To create a top-notch filling to go with the deliciously herby potatoes, Ina makes whipped feta to pile on top of the potato. This baked potato will be a cut above the usual offering and makes a great lunch or light meal, especially when served alongside a fresh green salad.

Oil and butter yield crispy potatoes

In the quest for perfect roast potatoes, the focus is generally on creating the perfect crunch on the outside, with a perfectly fluffy interior. The type and size of potatoes you use matters, as does the amount of oil, but the Barefoot Contessa has a sneaky tip up her sleeve that you need to know. Ina Garten uses both oil and butter to create the crispiest roast potatoes (or thinly sliced pan-fried ones).

The differing smoke points of various oils and fats play a part in choosing one for high heat, and cooking potatoes in butter alone can lead to burning, as its smoke point is fairly low. Combining it with a refined oil such as canola oil, as Ina does, means you can get all the flavor of butter without the risk of burning the edges of your spuds.

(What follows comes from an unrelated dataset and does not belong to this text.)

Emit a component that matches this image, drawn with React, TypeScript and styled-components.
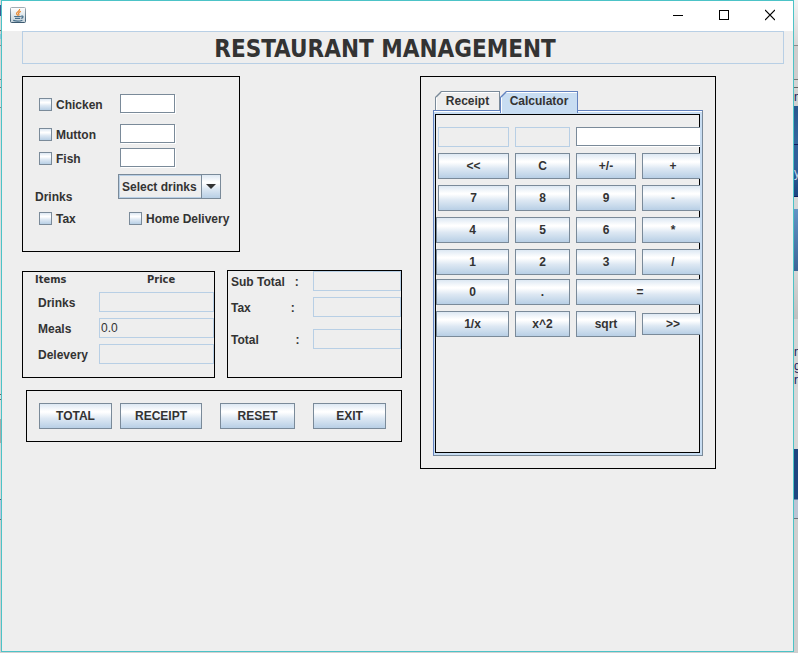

Extra virgin is not a good choice for high-heat cooking for the same reason; you should save it for salads and choose a different oil for your roasters. Refined avocado oil has a high smoke point, as does canola and grapeseed oils. To use Ina's tip to roast your potatoes, simply add butter and vegetable oil to the pan, then heat for 5 minutes to allow the butter to melt and the fats to mix. Then, add the parboiled potatoes, basting throughout the cooking time to ensure the fat sticks to all sides. With this tip from Ina, you will get deliciously crispy potatoes every time.